After his recovery from TB, Chaffee joined the Communist youth group Friends of the Soviet Union. In 1925 he moved to Santa Cruz with his family, where he attended Santa Cruz High School at age twenty-five. There he was relentlessly teased for his hump (a result of the TB) and after a few months he walked out of Santa Cruz High, and left Santa Cruz for what he called "the hobo part of [his] life", journeying across the United States and eventually ending up in New York City in 1926, where he wrote for the leftist The New Masses magazine. He wrote an unpublished memoir about this period entitled "The Journal of a Hungry Man", which is on deposit together with Chaffee's other papers at the Bancroft Library at UC Berkeley.

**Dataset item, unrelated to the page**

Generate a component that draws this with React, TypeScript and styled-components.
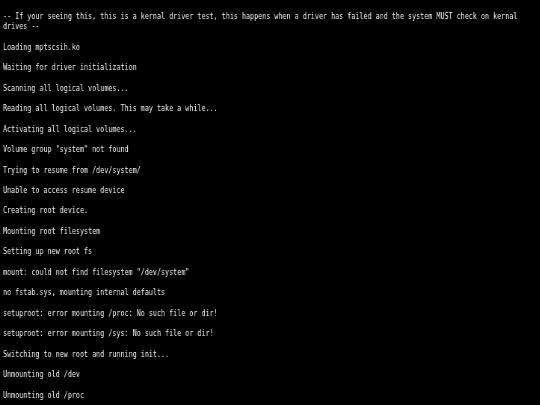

Unable to work because of his fragile health, Chaffee returned to Santa Cruz County, where his parents provided him with minimal support. There he continued to be active on the Left, and founded a branch of the Communist Party in Santa Cruz in 1929. He shares his recollections of some of the socialists in Santa Cruz County, many of whom were of German heritage. He recalls organizing a hunger march up Pacific Avenue in Santa Cruz, past the Santa Cruz County Court House. He also describes fascist reprisals against Santa Cruz socialists.

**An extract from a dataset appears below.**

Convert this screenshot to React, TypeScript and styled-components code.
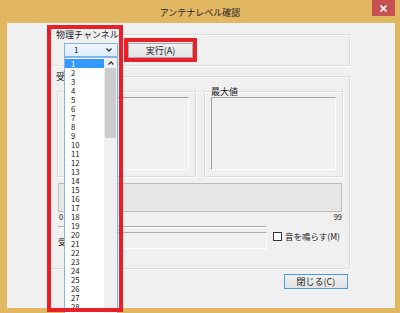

In 1933, Chaffee returned to Oakland, where he became involved in organizing for the Unemployed Councils. During this period he forged friendships with radical luminaries such as the muckraking journalist and editor, Lincoln Steffens, and the writer Kenneth Rexroth.

It was at this time that Chaffee became an organizer for the Cannery and Agricultural Workers Industrial Union (CAWIU), whose offices were headquartered at 81 Post Street in San Jose, California. The CAWIU was a project of the Trade Union Unity League of the Communist Party (TUUL).

After a slow start, the CAWIU organized several successful strikes, including a strike in the peach orchards at Tagus Ranch near Tulare, California, which resulted in a wage increase for workers. The chief organizer was Pat Chambers. Chaffee worked closely with Chambers and discusses his recollections of him. He also talks about Sam Darcy, who was the California District Organizer for the Communist Party in the early 1930s, and organizer and speaker Caroline Decker [Gladstein], who served as secretary of the CAWIU during that period. Chaffee helped to organize a strike among the apple pickers of Watsonville in 1931 and 1932, and also founded a unit of the Communist Party in Watsonville at that time.

In 1936 Chaffee decided to leave the Communist Party because he was struggling economically. He went on to write a history of the CAWIU for the Oakland office of the Federal Writers Project. According to Anne Loftis, Chaffee's history was never authorized by the WPA or published. It is preserved in the Bancroft Library and on microfiche. This oral history does not cover Chaffee's years with the WPA, but instead focuses on the rich details of his colorful life and his years with the CAWIU.